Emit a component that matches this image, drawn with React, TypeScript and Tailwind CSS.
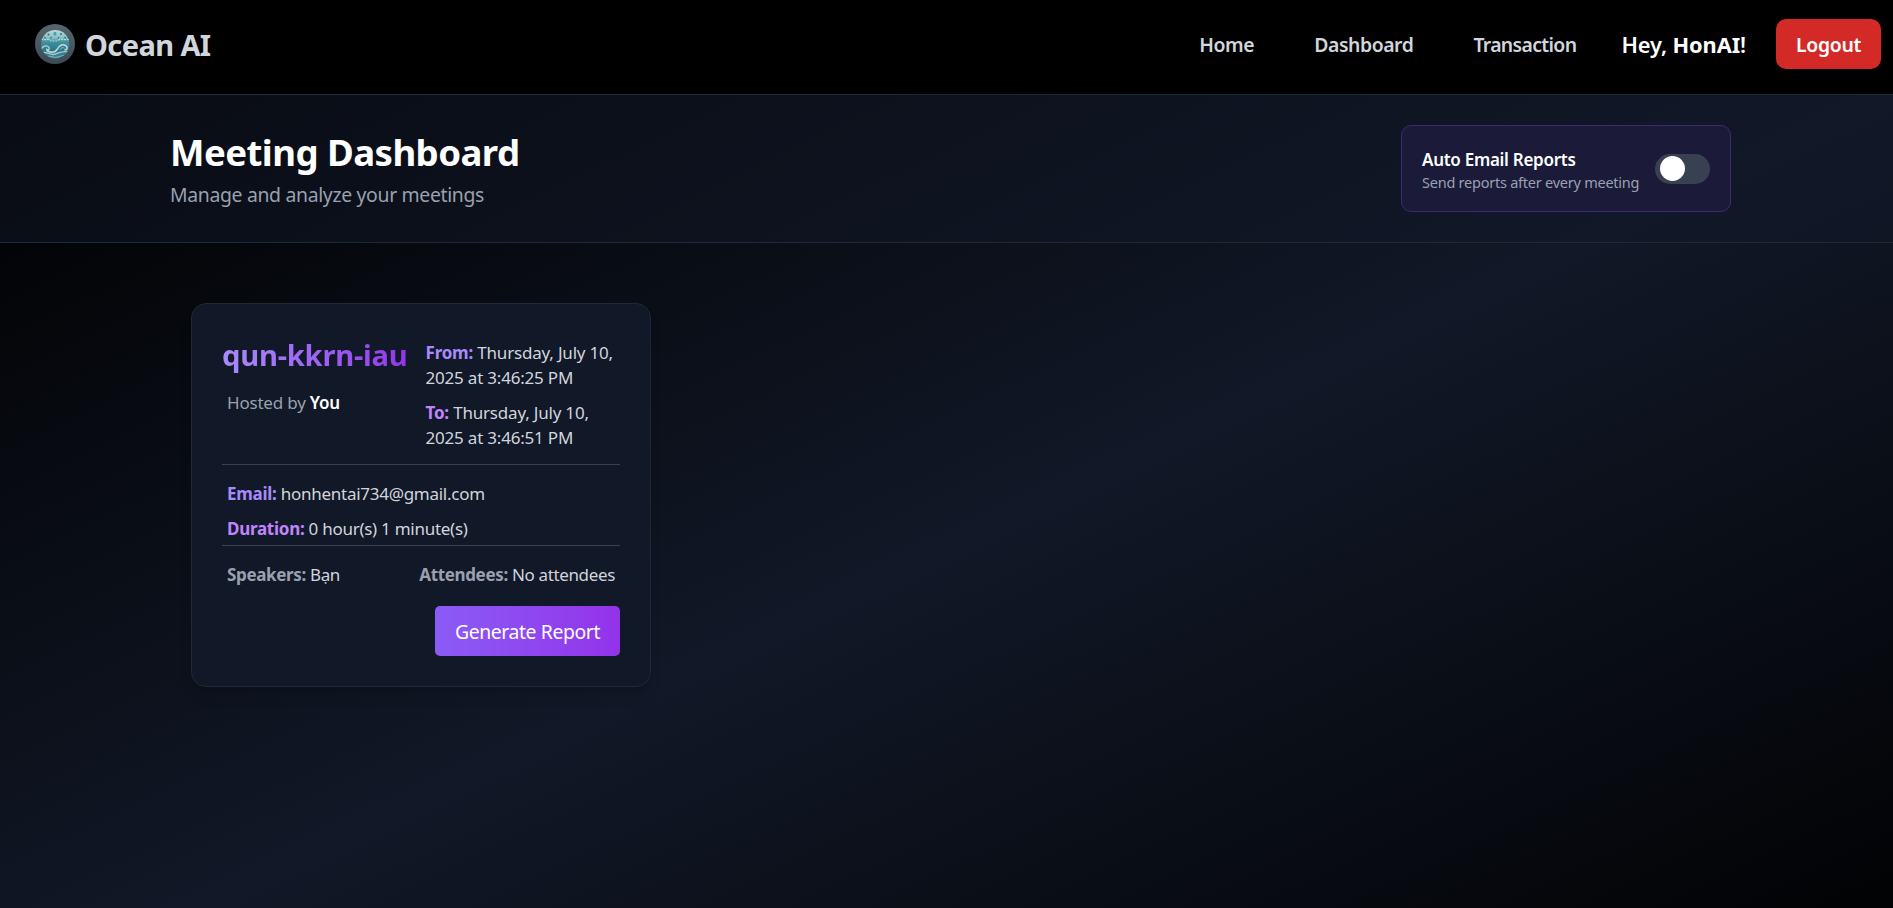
import { useState, type ReactNode } from "react";

function Logo() {
  return (
    <svg viewBox="0 0 40 40" className="h-10 w-10 shrink-0">
      <defs>
        <linearGradient id="rim" x1="0" y1="0" x2="0" y2="1">
          <stop offset="0" stopColor="#58656e" />
          <stop offset="1" stopColor="#3c4a54" />
        </linearGradient>
        <linearGradient id="sea" x1="0" y1="0" x2="0" y2="1">
          <stop offset="0" stopColor="#c3dcd9" />
          <stop offset="0.28" stopColor="#8cc0c4" />
          <stop offset="0.42" stopColor="#3d909f" />
          <stop offset="0.7" stopColor="#2b7688" />
          <stop offset="1" stopColor="#438c99" />
        </linearGradient>
        <clipPath id="disc">
          <circle cx="20.2" cy="20.2" r="14.2" />
        </clipPath>
      </defs>
      <circle cx="20" cy="20" r="20" fill="url(#rim)" />
      <g clipPath="url(#disc)">
        <rect x="5" y="5" width="31" height="31" fill="url(#sea)" />
        <g fill="#2b7183">
          <circle cx="13.5" cy="10.5" r="1" />
          <circle cx="26" cy="10" r="1" />
          <circle cx="10" cy="13.6" r="0.8" />
          <circle cx="16" cy="13.6" r="0.8" />
          <circle cx="23.5" cy="13.8" r="0.8" />
          <circle cx="30" cy="13.6" r="0.9" />
          <rect x="18.6" y="8" width="2.8" height="3.4" rx="1" fill="#3fa3ae" />
        </g>
        <path d="M6 15.500h8l2 1.500h6l2-1.500h10" fill="none" stroke="#cfe4df" strokeWidth="0.8" strokeDasharray="2 1" />
        <path d="M6 26c1-4 6-5.500 8-2.500 1 2-1.500 3-2.500 1.500" fill="none" stroke="#b9d3d0" strokeWidth="1.300" strokeLinecap="round" />
        <path d="M12 26.500c4 2.500 8 2 10.500-1.500 2-3.500 5-5 8-3.500 2.500 1.500 2 4.500-.5 4.500" fill="none" stroke="#c6dcd8" strokeWidth="1.500" strokeLinecap="round" />
        <path d="M7 29c4-2 7 1.500 11 1.500s7-4.500 16-2.500" fill="none" stroke="#a9c9c9" strokeWidth="1.300" />
        <path d="M11 32.500c4-1 6 .8 9.500.8s6-2 9.500-2" fill="none" stroke="#7fb3ba" strokeWidth="1" />
        <path d="M25 25.500c1-2 3.500-2.500 4.500-1" fill="none" stroke="#8cc3c8" strokeWidth="0.9" />
      </g>
    </svg>
  );
}

function NavLink({ children, className }: { children: ReactNode; className: string }) {
  return (
    <a href="#" className={`pt-[2px] text-[19.4px] leading-[30px] font-semibold text-gray-300 ${className}`}>
      {children}
    </a>
  );
}

function Field({ label, color, children }: { label: string; color: string; children: ReactNode }) {
  return (
    <p>
      <span className={`font-bold ${color}`}>{label}</span> {children}
    </p>
  );
}

function Toggle() {
  const [on, setOn] = useState(false);
  return (
    <button
      type="button"
      role="switch"
      aria-checked={on}
      onClick={() => setOn(!on)}
      className={`flex h-[30px] w-[55px] items-center rounded-full px-[5px] ${on ? "justify-end bg-purple-600" : "justify-start bg-[#374151]"}`}
    >
      <span className="mb-px h-[25px] w-[25px] rounded-full bg-white" />
    </button>
  );
}

function MeetingCard() {
  return (
    <article className="flex h-[384px] w-[460px] flex-col rounded-[15px] border border-[#1f2937] bg-[#111827] px-[30px] pt-[30px] text-[17px] leading-[25px] tracking-[-0.2px] text-gray-300 shadow-lg">
      <div className="flex justify-between border-b border-[#374151] pb-[14px]">
        <div className="w-[203px] whitespace-nowrap">
          <h2 className="mt-px w-fit bg-gradient-to-r from-[#a78bfa] to-[#9333ea] bg-clip-text text-[29.2px] leading-[40px] font-bold tracking-[-0.25px] text-transparent">
            qun-kkrn-iau
          </h2>
          <p className="mt-[15px] pl-[5px] text-gray-400">
            Hosted by <span className="font-semibold text-white">You</span>
          </p>
        </div>
        <div className="mt-[6px] flex w-[194.5px] flex-col gap-[10px]">
          <Field label="From:" color="text-[#a78bfa]">
            Thursday, July 10,
            <br />
            2025 at 3:46:25 PM
          </Field>
          <Field label="To:" color="text-[#c084fc]">
            Thursday, July 10,
            <br />
            2025 at 3:46:51 PM
          </Field>
        </div>
      </div>
      <div className="flex flex-col gap-[10px] border-b border-[#374151] px-[5px] pt-4 pb-1 tracking-[-0.27px]">
        <Field label="Email:" color="text-[#a78bfa]">
          honhentai734@gmail.com
        </Field>
        <Field label="Duration:" color="text-[#c084fc]">
          0 hour(s) 1 minute(s)
        </Field>
      </div>
      <div className="flex justify-between px-[5px] pt-4 tracking-[-0.35px]">
        <Field label="Speakers:" color="text-gray-400">
          Bạn
        </Field>
        <Field label="Attendees:" color="text-gray-400">
          No attendees
        </Field>
      </div>
      <button
        type="button"
        className="mt-[19px] h-[50px] w-[185px] self-end rounded-[5px] bg-[linear-gradient(to_right,#8b5cf6,#9333ea)] text-[19.4px] tracking-[-0.4px] text-white"
      >
        Generate Report
      </button>
    </article>
  );
}

export default function App() {
  return (
    <div className="flex h-[908px] flex-col overflow-hidden bg-black font-['Noto_Sans','Open_Sans',sans-serif] text-white">
      <nav className="flex h-[94px] shrink-0 items-start justify-between bg-black pr-3 pl-[35px]">
        <div className="flex items-start gap-[10px] pt-6">
          <Logo />
          <span className="mt-px text-[29px] leading-[40px] font-bold tracking-[-0.6px] text-gray-300">Ocean AI</span>
        </div>
        <div className="flex items-center pt-[19px]">
          <NavLink className="mr-[60px] tracking-[-0.35px]">Home</NavLink>
          <NavLink className="mr-[60px] tracking-[-0.45px]">Dashboard</NavLink>
          <NavLink className="mr-[45px] tracking-[-0.65px]">Transaction</NavLink>
          <span className="mr-[30px] pt-[2px] text-[21.8px] leading-[30px] font-semibold tracking-[-0.1px]">
            Hey, <span className="font-bold">HonAI</span>!
          </span>
          <button type="button" className="h-[50px] w-[105px] rounded-[10px] bg-[#d32a28] pt-[2px] text-[19.4px] font-semibold tracking-[-0.3px]">
            Logout
          </button>
        </div>
      </nav>
      <main className="h-[908px] shrink-0 bg-[linear-gradient(to_bottom_right,#000,#111827,#000)]">
        <header className="flex h-[149px] items-center justify-between border-y border-[#1f2937] bg-[#111827]/50 pr-[162px] pl-[170px]">
          <div className="mt-[3px]">
            <h1 className="text-[36.6px] leading-[45px] font-bold tracking-[-0.55px]">Meeting Dashboard</h1>
            <p className="mt-[5px] text-[19.4px] leading-[30px] tracking-[-0.33px] text-gray-400">Manage and analyze your meetings</p>
          </div>
          <div className="flex h-[87px] w-[330px] items-center justify-between rounded-[10px] border border-[#3b2a70] bg-[#1b1a39] px-5">
            <div className="pt-[4px]">
              <p className="text-[17px] leading-[22px] font-semibold tracking-[-0.28px]">Auto Email Reports</p>
              <p className="text-[14.5px] leading-[22px] tracking-[-0.24px] text-gray-400">Send reports after every meeting</p>
            </div>
            <Toggle />
          </div>
        </header>
        <section className="px-[191px] pt-[60px]">
          <MeetingCard />
        </section>
      </main>
    </div>
  );
}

## Required task
Write down every line from the opening of the listing to the line with "useState, type ReactNode", both included, and nothing else; the pictures are omitted.

## Written response
Emit a component that matches this image, drawn with React, TypeScript and Tailwind CSS.
import { useState, type ReactNode } from "react";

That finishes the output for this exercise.